- Born: 29 September 1956
- Disappeared: 27 April 1967 (aged 10) Kilbride, Ontario, Canada
- Known for: Unsolved disappearance

= Disappearance of Marianne Schuett =

1967 missing child case in Canada

Marianne Schuett (born 29 September 1956) was a Canadian schoolgirl who disappeared from Kilbride, Ontario, on 27 April 1967. The ten-year-old was last seen near her school speaking with a man in a dark-coloured European automobile, possibly a Renault. An extensive search involving thousands of people failed to locate her. A blue running shoe was found near Speyside, Ontario. Investigative efforts have continued in the decades after her disappearance.

==Case==

Marianne Schuett was born on 29 September 1956. She was a middle child with two brothers. Her family moved from Hespeler, Ontario to Kilbride in 1965. On Thursday, 27 April 1967, she stayed after school to work on a project with a classmate and planned to walk home as she lived in close proximity to her school.

Several witnessed reported seeing Marianne near the school beside a dark-coloured European car. Witnesses described its driver as a white man with a thin face who wore glasses and a hat. A teacher at the school reported seeing Marianne get in the vehicle. Police asked Blaine Macdonald, a newspaper cartoonist, to sketch out the car witnesses described; investigators believed the resulting drawing resembled a Renault 4 station wagon.

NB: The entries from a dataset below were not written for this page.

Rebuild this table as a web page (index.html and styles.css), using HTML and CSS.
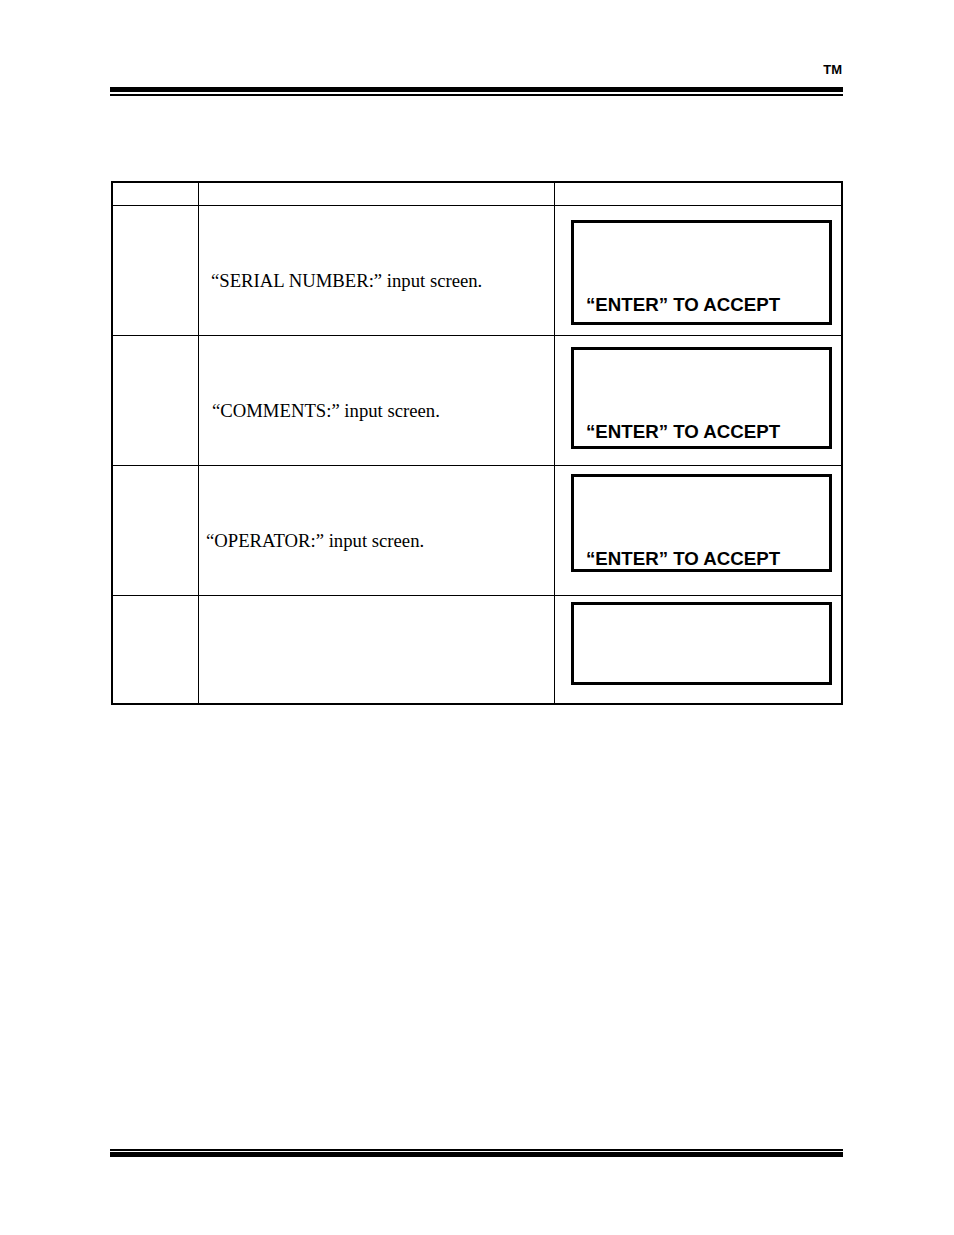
FILE: index.html
```html
<!DOCTYPE html>
<html lang="en">
<head>
<meta charset="utf-8">
<title>Input screens</title>
<link rel="stylesheet" href="styles.css">
</head>
<body>
<div class="page">
  <header class="head"><span class="tm">TM</span></header>
  <div class="rule rule-top"></div>

  <div class="grid">
    <div class="cell c1 hdr"></div>
    <div class="cell c2 hdr"></div>
    <div class="cell c3 hdr"></div>

    <div class="cell c1 r1"></div>
    <div class="cell c2 r1"><p class="desc">“SERIAL NUMBER:” input screen.</p></div>
    <div class="cell c3 r1"><div class="lcd lcd1"><span class="lcd-text">“ENTER” TO ACCEPT</span></div></div>

    <div class="cell c1 r2"></div>
    <div class="cell c2 r2"><p class="desc desc-b">“COMMENTS:” input screen.</p></div>
    <div class="cell c3 r2"><div class="lcd lcd2"><span class="lcd-text">“ENTER” TO ACCEPT</span></div></div>

    <div class="cell c1 r3"></div>
    <div class="cell c2 r3"><p class="desc desc-c">“OPERATOR:” input screen.</p></div>
    <div class="cell c3 r3"><div class="lcd lcd3"><span class="lcd-text">“ENTER” TO ACCEPT</span></div></div>

    <div class="cell c1 r4 last"></div>
    <div class="cell c2 r4 last"></div>
    <div class="cell c3 r4 last"><div class="lcd lcd4"></div></div>
  </div>

  <div class="rule rule-bottom"></div>
</div>
</body>
</html>
```

FILE: styles.css
```css
html, body {
  margin: 0;
  padding: 0;
  background: #fff;
  color: #000;
}

.page {
  display: flex;
  flex-direction: column;
  height: 1235px;
  box-sizing: border-box;
  padding: 61px 111px 78px 110px;
}

.head {
  display: flex;
  justify-content: flex-end;
  height: 26px;
}

.tm {
  font-family: "Liberation Sans", Arial, sans-serif;
  font-weight: bold;
  font-size: 13px;
  line-height: 15px;
  margin-top: 1px;
  margin-right: 1px;
}

.rule {
  width: 733px;
  box-sizing: border-box;
}

.rule-top {
  border-top: 5px solid #000;
  border-bottom: 2px solid #000;
  height: 9px;
}

.rule-bottom {
  margin-top: auto;
  border-top: 2px solid #000;
  border-bottom: 5px solid #000;
  height: 8px;
}

.grid {
  margin-top: 85px;
  margin-left: 1px;
  width: 732px;
  box-sizing: border-box;
  border: 2px solid #000;
  display: grid;
  grid-template-columns: 86px 356px 1fr;
  grid-template-rows: 23px 130px 130px 130px 107px;
}

.cell {
  box-sizing: border-box;
  border-bottom: 1px solid #000;
  border-right: 1px solid #000;
}

.cell.c3 { border-right: none; }
.cell.last { border-bottom: none; }

.desc {
  margin: 0;
  padding: 64px 0 0 12px;
  font-family: "Liberation Serif", "Times New Roman", serif;
  font-size: 18.7px;
  line-height: 22px;
}

.desc-b { padding-left: 13px; }
.desc-c { padding-left: 7px; }

.lcd {
  margin-left: 16px;
  width: 261px;
  box-sizing: border-box;
  border: 3px solid #000;
  padding: 72px 0 0 12px;
}

.lcd1 { margin-top: 14px; height: 105px; }
.lcd2 { margin-top: 11px; height: 102px; }
.lcd3 { margin-top: 8px; height: 98px; }
.lcd4 { margin-top: 6px; height: 83px; }

.lcd-text {
  display: block;
  font-family: "Liberation Sans", Arial, sans-serif;
  font-weight: bold;
  font-size: 18.7px;
  line-height: 19px;
  white-space: nowrap;
}
```
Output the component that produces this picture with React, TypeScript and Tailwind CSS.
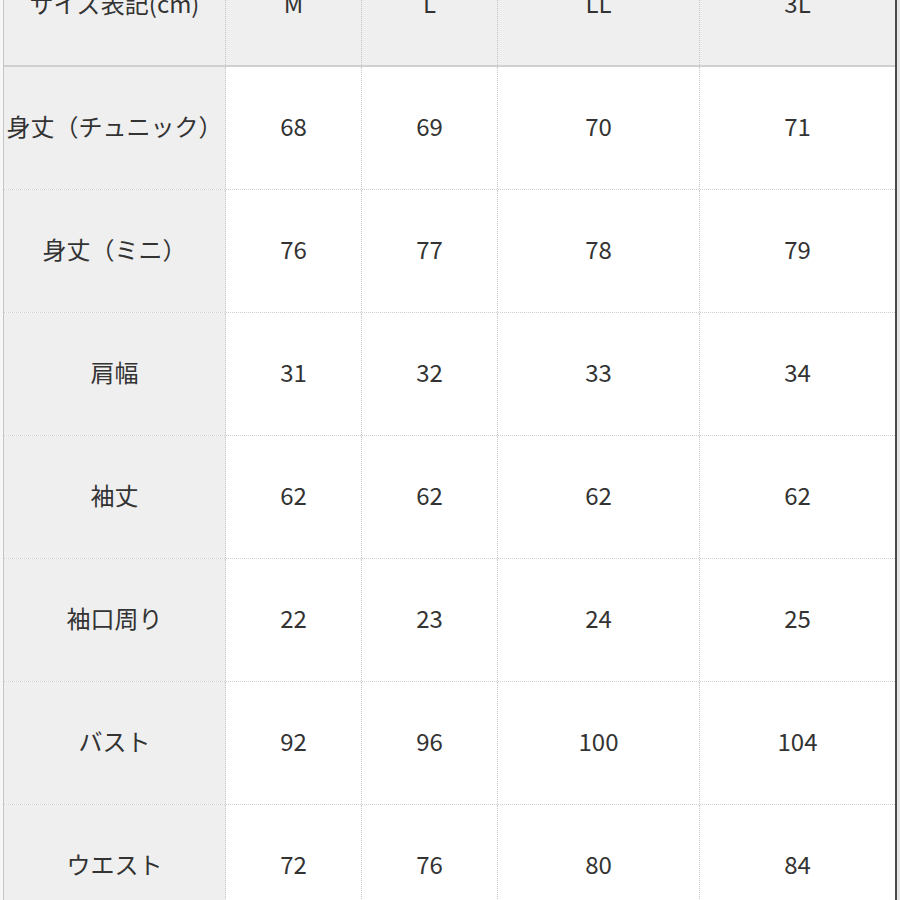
import React from "react";

const header = ["サイズ表記(cm)", "M", "L", "LL", "3L"];
const rows: string[][] = [
  ["身丈（チュニック）", "68", "69", "70", "71"],
  ["身丈（ミニ）", "76", "77", "78", "79"],
  ["肩幅", "31", "32", "33", "34"],
  ["袖丈", "62", "62", "62", "62"],
  ["袖口周り", "22", "23", "24", "25"],
  ["バスト", "92", "96", "100", "104"],
  ["ウエスト", "72", "76", "80", "84"],
];

export default function App() {
  return (
    <div
      className="w-[900px] h-[900px] overflow-hidden bg-white text-[#333] text-[24px] flex"
      style={{ fontFamily: '"Noto Sans CJK JP", "Noto Sans", sans-serif' }}
    >
      <div className="w-[3px] shrink-0 bg-[#f7f7f7]" />
      <div className="w-[1px] shrink-0 bg-[#c4c4c4]" />
      <div className="w-[891px] shrink-0 -mt-[56px]">
        <div className="grid grid-cols-[222px_136px_136px_202px_195px] bg-[#efefef] border-b-2 border-solid border-[#d0d0d0]">
          {header.map((h, i) => (
            <div
              key={i}
              className={`h-[121px] pb-[4px] flex items-center justify-center ${i < 4 ? "border-r border-dotted border-[#c8c8c8]" : ""}`}
            >
              {h}
            </div>
          ))}
        </div>
        {rows.map((r, ri) => (
          <div
            key={ri}
            className="grid grid-cols-[222px_136px_136px_202px_195px] border-b border-dotted border-[#cfcfcf]"
          >
            {r.map((c, ci) => (
              <div
                key={ci}
                className={`h-[122px] pb-[4px] flex items-center justify-center ${ci === 0 ? "bg-[#efefef]" : "bg-white"} ${ci < 4 ? "border-r border-dotted border-[#c8c8c8]" : ""}`}
              >
                {c}
              </div>
            ))}
          </div>
        ))}
      </div>
      <div className="w-[2px] shrink-0 bg-[#4a4a4a]" />
      <div className="w-[3px] shrink-0 bg-[#e6e6e6]" />
    </div>
  );
}
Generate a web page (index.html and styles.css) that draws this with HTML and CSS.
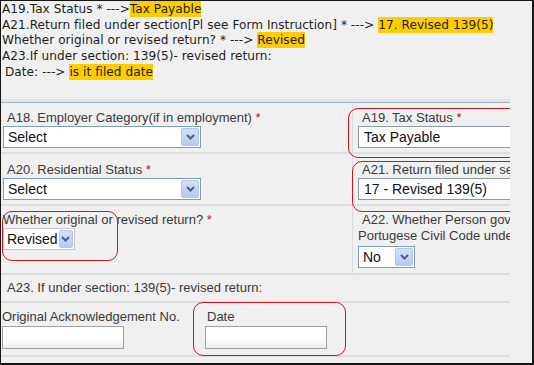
FILE: index.html
```html
<!DOCTYPE html>
<html lang="en">
<head>
    <meta charset="UTF-8">
    <title>Return details</title>
    <link rel="stylesheet" href="styles.css">
</head>
<body>
    <div class="frame">
        <div class="notes">
            <p>A19.Tax Status * ---&gt;<mark>Tax Payable</mark></p>
            <p>A21.Return filed under section[Pl see Form Instruction] * ---&gt; <mark>17. Revised 139(5)</mark></p>
            <p>Whether original or revised return? * ---&gt; <mark>Revised</mark></p>
            <p>A23.If under section: 139(5)- revised return:</p>
            <p class="indent">Date: ---&gt; <mark>is it filed date</mark></p>
        </div>

        <div class="form">
            <div class="row r1">
                <div class="cell">
                    <div class="lbl pad">A18. Employer Category(if in employment) <span class="req">*</span></div>
                    <div class="select wide"><span>Select</span><i class="arrow"><svg width="9" height="6" viewBox="0 0 9 6"><path d="M1 1l3.5 3.5L8 1" fill="none" stroke="#4b5f86" stroke-width="2"/></svg></i></div>
                </div>
                <div class="cell side">
                    <div class="lbl pad">A19. Tax Status <span class="req">*</span></div>
                    <div class="field">Tax Payable</div>
                </div>
            </div>

            <div class="row r2">
                <div class="cell">
                    <div class="lbl pad">A20. Residential Status <span class="req">*</span></div>
                    <div class="select wide"><span>Select</span><i class="arrow"><svg width="9" height="6" viewBox="0 0 9 6"><path d="M1 1l3.5 3.5L8 1" fill="none" stroke="#4b5f86" stroke-width="2"/></svg></i></div>
                </div>
                <div class="cell side">
                    <div class="lbl pad">A21. Return filed under se</div>
                    <div class="field">17 - Revised 139(5)</div>
                </div>
            </div>

            <div class="row r3">
                <div class="cell">
                    <div class="lbl">Whether original or revised return? <span class="req">*</span></div>
                    <div class="select short"><span>Revised</span><i class="arrow"><svg width="9" height="6" viewBox="0 0 9 6"><path d="M1 1l3.5 3.5L8 1" fill="none" stroke="#4b5f86" stroke-width="2"/></svg></i></div>
                </div>
                <div class="cell side">
                    <div class="lbl pad">A22. Whether Person gov</div>
                    <div class="lbl">Portugese Civil Code unde</div>
                    <div class="select tiny"><span>No</span><i class="arrow"><svg width="9" height="6" viewBox="0 0 9 6"><path d="M1 1l3.5 3.5L8 1" fill="none" stroke="#4b5f86" stroke-width="2"/></svg></i></div>
                </div>
            </div>

            <div class="row r4">
                <div class="lbl pad">A23. If under section: 139(5)- revised return:</div>
            </div>

            <div class="row r5">
                <div class="cell ack">
                    <div class="lbl">Original Acknowledgement No.</div>
                    <div class="box"></div>
                </div>
                <div class="cell date">
                    <div class="lbl">Date</div>
                    <div class="box"></div>
                </div>
            </div>

            <!-- red annotation outlines -->
            <div class="note-ring ring-a19"></div>
            <div class="note-ring ring-a21"></div>
            <div class="note-ring ring-rev"></div>
            <div class="note-ring ring-date"></div>
        </div>
    </div>
</body>
</html>
```

FILE: styles.css
```css
body {
    margin: 0;
}
.frame {
    width: 534px;
    height: 365px;
    box-sizing: border-box;
    border: 1px solid #151515;
    border-right-width: 2px;
    border-bottom-width: 2px;
    background: #f0f0f0;
    overflow: hidden;
}
.notes {
    height: 98px;
    box-sizing: border-box;
    padding: 1px 0 0 1px;
    font-family: "DejaVu Sans", sans-serif;
    font-size: 12.1px;
    line-height: 15.7px;
    letter-spacing: 0.05px;
    color: #1e1e1e;
}
.notes p {
    margin: 0;
    white-space: nowrap;
}
.notes .indent {
    padding-left: 3px;
}
mark {
    background: #ffcc00;
    color: #1e1e1e;
    padding: 1px 0;
}
.form {
    position: relative;
    width: 509px;
    border-top: 3px solid #d6e6f3;
    box-shadow: inset 0 1px 0 #a9b3bd;
    font-family: "Liberation Sans", Arial, sans-serif;
    font-size: 13px;
    color: #3a3a3a;
    overflow: hidden;
}
.row {
    display: grid;
    grid-template-columns: 351px 1fr;
    border-bottom: 2px solid #dedede;
}
.cell {
    padding-left: 2px;
}
.side {
    border-left: 1px solid #dcdcdc;
    padding-left: 5px;
    overflow: hidden;
}
.lbl {
    line-height: 16px;
    white-space: nowrap;
}
.lbl.pad {
    padding-left: 4px;
}
.req {
    color: #b5121b;
}
.r1 .cell {
    padding-top: 7px;
    padding-bottom: 4px;
}
.r1 {
    margin-top: 1px;
}
.r2 .cell {
    padding-top: 8px;
    padding-bottom: 4px;
}
.r3 .cell {
    padding-top: 6px;
    padding-bottom: 5px;
}
.r3 .side .select {
    margin-top: 2px;
}
.r4 {
    display: block;
    padding: 5px 0 5px 2px;
}
.r5 {
    display: flex;
    padding: 6px 0 6px 1px;
}
.r5 .cell {
    padding-left: 0;
}
.r5 .ack {
    width: 203px;
}
.r5 .date .lbl {
    padding-left: 2px;
}
.r5 .box {
    margin-top: 1px;
}
.select {
    display: flex;
    height: 22px;
    box-sizing: border-box;
    border: 1px solid #7f9db9;
    background: #fff;
    font-size: 14px;
    color: #111;
}
.select span {
    flex: 1;
    line-height: 20px;
    padding-left: 4px;
}
.select .arrow {
    width: 16px;
    margin: 1px;
    border: 1px solid #b7c7e8;
    border-radius: 2px;
    background: linear-gradient(#d3e0fb, #b6c9f1);
    display: flex;
    align-items: center;
    justify-content: center;
}
.select.wide {
    width: 198px;
}
.select.short {
    width: 72px;
    border-color: #c8c8c8;
}
.select.short span {
    padding-left: 3px;
}
.select.tiny {
    width: 57px;
}
.field {
    height: 22px;
    width: 200px;
    box-sizing: border-box;
    border: 1px solid #8d99a7;
    background: #fff;
    font-size: 14px;
    line-height: 20px;
    padding-left: 5px;
    color: #111;
}
.box {
    width: 122px;
    height: 23px;
    box-sizing: border-box;
    border: 1px solid #a2a2a2;
    background: linear-gradient(#fff 55%, #ececec);
}
.note-ring {
    position: absolute;
    border: 1px solid #d2141c;
    border-radius: 10px;
}
.ring-a19 {
    left: 347px;
    top: 6px;
    width: 180px;
    height: 48px;
}
.ring-a21 {
    left: 351px;
    top: 59px;
    width: 180px;
    height: 49px;
}
.ring-rev {
    left: 1px;
    top: 109px;
    width: 114px;
    height: 48px;
}
.ring-date {
    left: 192px;
    top: 200px;
    width: 151px;
    height: 52px;
}
```
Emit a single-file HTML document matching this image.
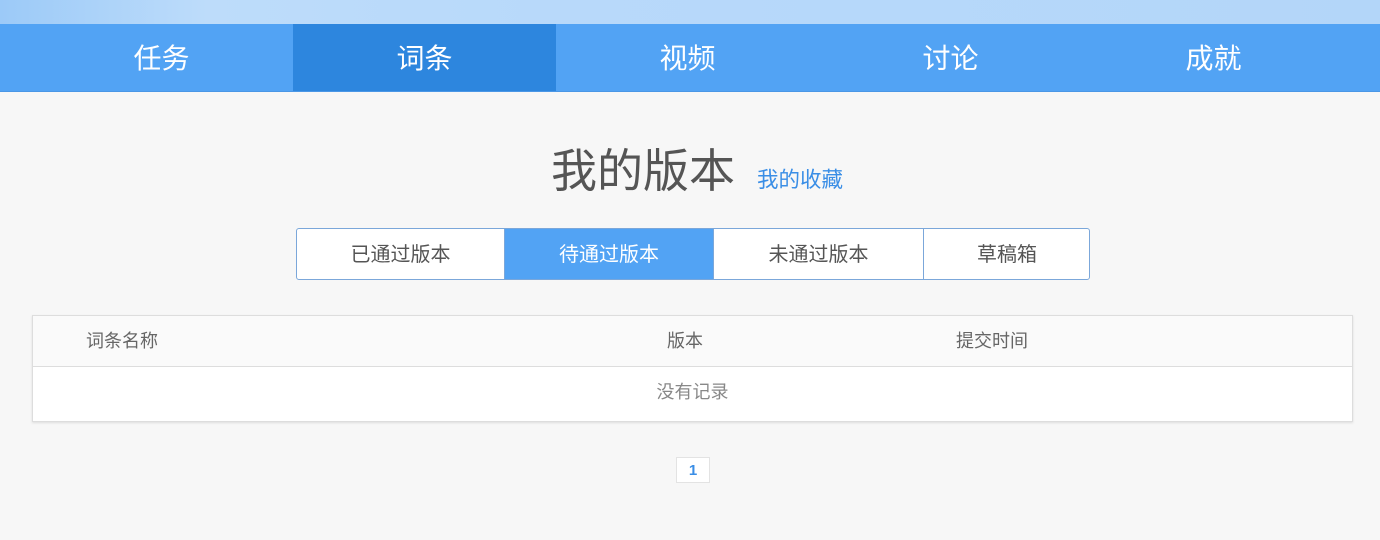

The initial search became one of the largest missing-person searches conducted in Ontario at the time. An estimated 18,000 people participated. The day after her disappearance, a blue running shoe was found near Speyside. The Globe and Mail reported in 1967 that the forensic laboratory in Toronto indicated it belonged to Marianne. Marianne's parents published a public appeal asking whoever was responsible to disclose what happened to their daughter. In 1977, police questioned a man in Montreal about the case. More searches were conducted north of Milton, Ontario in 2021.

===Person of interest===

In 1991, The Hamilton Spectator reported that police had investigated an unnamed man, who had reportedly purchased a 1967 Renault shortly before Schuett disappeared. In 1972, he had attempted to abduct a 14-year-old girl from Burlington; he had also been accused of sexually assaulting two girls. The man died by suicide in January 1991, before investigators could question him about Marianne's disappearance.

==Later developments and memorial==

Schuett's father died in 1999 and her mother died in 2022. On 2 October 2021, a memorial bench was dedicated to her with support from the Kilbride History Group and Marianne's surviving family members.